As a graduate student at UC Berkeley in the early 1960s, he studied the civil rights movement and then became part of it. He protested blacks' exclusion from jobs in Bay Area hotels and car dealerships, and advised lawyers during Huey Newton's trial, at which the Black Panther was acquitted of killing an Oakland police officer.

Wellman agreed with Stokely Carmichael and other militant black leaders who said whites had crucial work to do in their own communities.

His doctoral dissertation became a book called "Portraits of White Racism." Whites in the late 1960s had learned to talk a good game about fighting prejudice and allowing equal access, Wellman wrote. But that talk shrouded resistance that surfaced whenever racial changes threatened the comfortable segregation of their jobs, their neighborhoods, their families.

"There was--is--a discrepancy between what white Americans say in the post-civil rights movement and what they do. There's this disjunction," he says now. "You need somebody who can help you interpret the codes that they have developed to make it look like there's no discrepancy."

Numerous surveys bolster that view. For example, most whites say in polls that African Americans should be able to live where they choose. But their comfort zone is fragile: They tend to leave a neighborhood once blacks make up more than 10% of residents.

Wellman developed a body of research on decoding white racism and began teaching, enduring loud, relentless objections from many white students.

They didn't believe that their skin color afforded them unspoken, unearned privileges. After a few years, he decided to leave race research behind. It was too hard, too exhausting. He began to specialize in the sociology of working-class America and won a grant to study longshoremen in San Francisco.

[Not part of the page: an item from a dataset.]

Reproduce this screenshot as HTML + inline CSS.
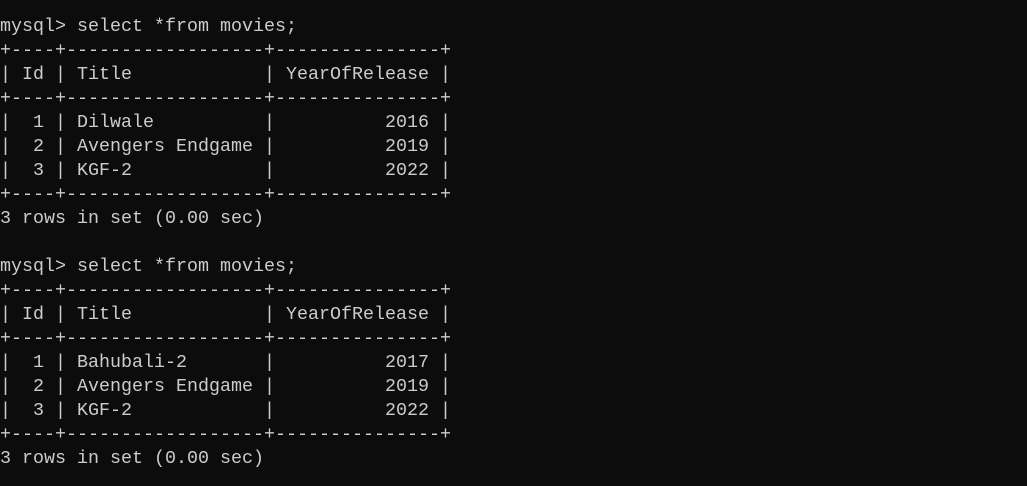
<!DOCTYPE html>
<html><head><meta charset="utf-8"><style>
html,body{margin:0;padding:0;background:#0c0c0c;width:1027px;height:486px;overflow:hidden}
pre{margin:0;position:absolute;left:0;top:15px;font-family:"Liberation Mono",monospace;font-size:18.33px;line-height:24px;color:#cccccc;letter-spacing:0}
</style></head><body><pre>mysql&gt; select *from movies;
+----+------------------+---------------+
| Id | Title            | YearOfRelease |
+----+------------------+---------------+
|  1 | Dilwale          |          2016 |
|  2 | Avengers Endgame |          2019 |
|  3 | KGF-2            |          2022 |
+----+------------------+---------------+
3 rows in set (0.00 sec)

mysql&gt; select *from movies;
+----+------------------+---------------+
| Id | Title            | YearOfRelease |
+----+------------------+---------------+
|  1 | Bahubali-2       |          2017 |
|  2 | Avengers Endgame |          2019 |
|  3 | KGF-2            |          2022 |
+----+------------------+---------------+
3 rows in set (0.00 sec)</pre></body></html>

A few black professors, including Troy Duster, a race expert at Berkeley, sat him down. Whites such as Wellman, they said, were vital to white studies. Blacks could not change things by themselves. Don't leave--keep at the race thing, they urged.

He did.

Nearly two decades later, he thinks about Duster and his own upbringing and his book and his passion for race studies and wonders if it all happened that way so he could be ready for the Elsayed trial.

Glowing Evaluations From Students

Elsayed is a 47-year-old mass communications professor who was born and raised in the Muslim Nubian culture of northeastern Sudan. His coming-of-age ritual left small scars on his face and gave him tribal permission to wear waist-length dreadlocks. He speaks seven languages.